Gender involves a lot of gray area. And efforts to legislate a binary truth upon the wide spectrum of gender have proven only how elusive sexual identity can be. The case of J’noel Gardiner, in Kansas, provides a telling example. Ms. Gardiner, a postoperative transsexual woman, married her husband, Marshall Gardiner, in 1998. When he died in 1999, she was denied her half of his $2.5 million estate by the Kansas Supreme Court on the ground that her marriage was invalid. Thus in Kansas, any transgendered person who is anatomically female is now allowed to marry only another woman.

Similar rulings have left couples in similar situations in Florida, Ohio and Texas. A 1999 ruling in San Antonio, in Littleton v. Prange, determined that marriage could be only between people with different chromosomes. The result, of course, was that lesbian couples in that jurisdiction were then allowed to wed as long as one member of the couple had a Y chromosome, which is the case with both transgendered male-to-females and people born with conditions like androgen insensitivity syndrome. This ruling made Texas, paradoxically, one of the first states in which gay marriage was legal.

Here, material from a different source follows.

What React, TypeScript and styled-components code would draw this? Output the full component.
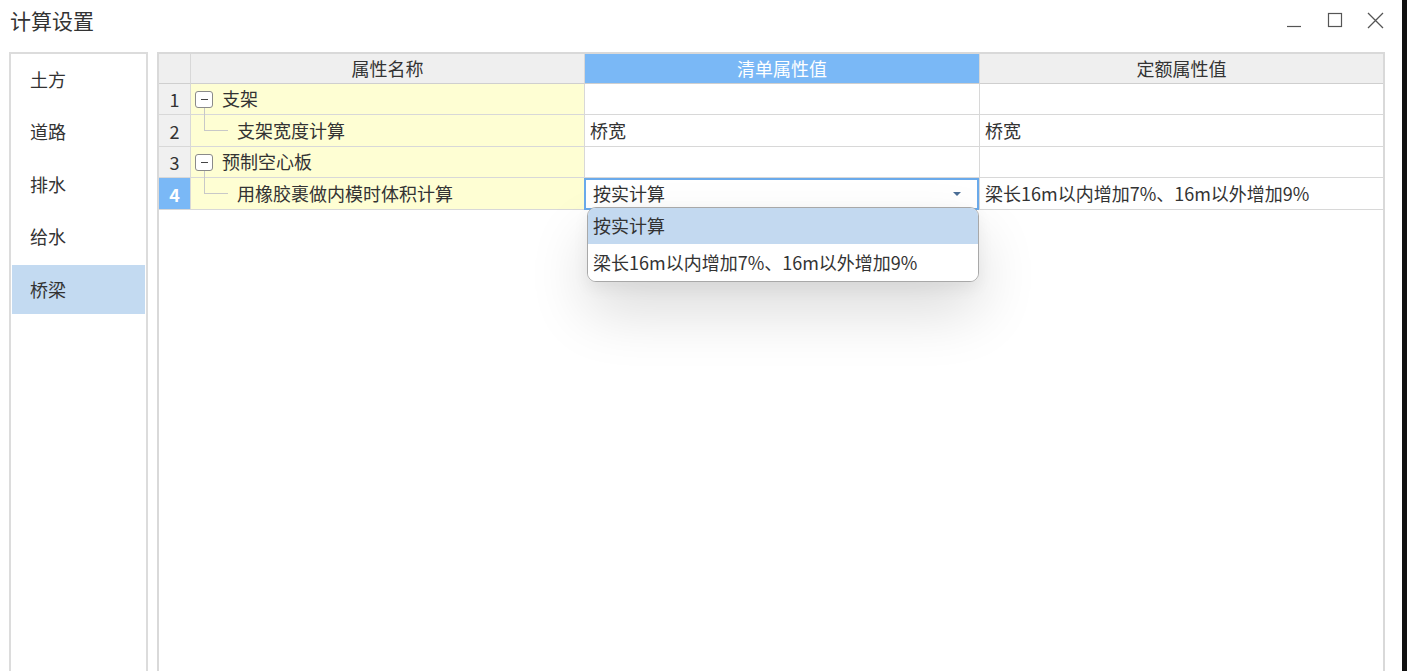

A lawyer for the transgendered plaintiff in the Littleton case noted the absurdity of the country’s gender laws as they pertain to marriage: “Taking this situation to its logical conclusion, Mrs. Littleton, while in San Antonio, Tex., is a male and has a void marriage; as she travels to Houston, Tex., and enters federal property, she is female and a widow; upon traveling to Kentucky she is female and a widow; but, upon entering Ohio, she is once again male and prohibited from marriage; entering Connecticut, she is again female and may marry; if her travel takes her north to Vermont, she is male and may marry a female; if instead she travels south to New Jersey, she may marry a male.”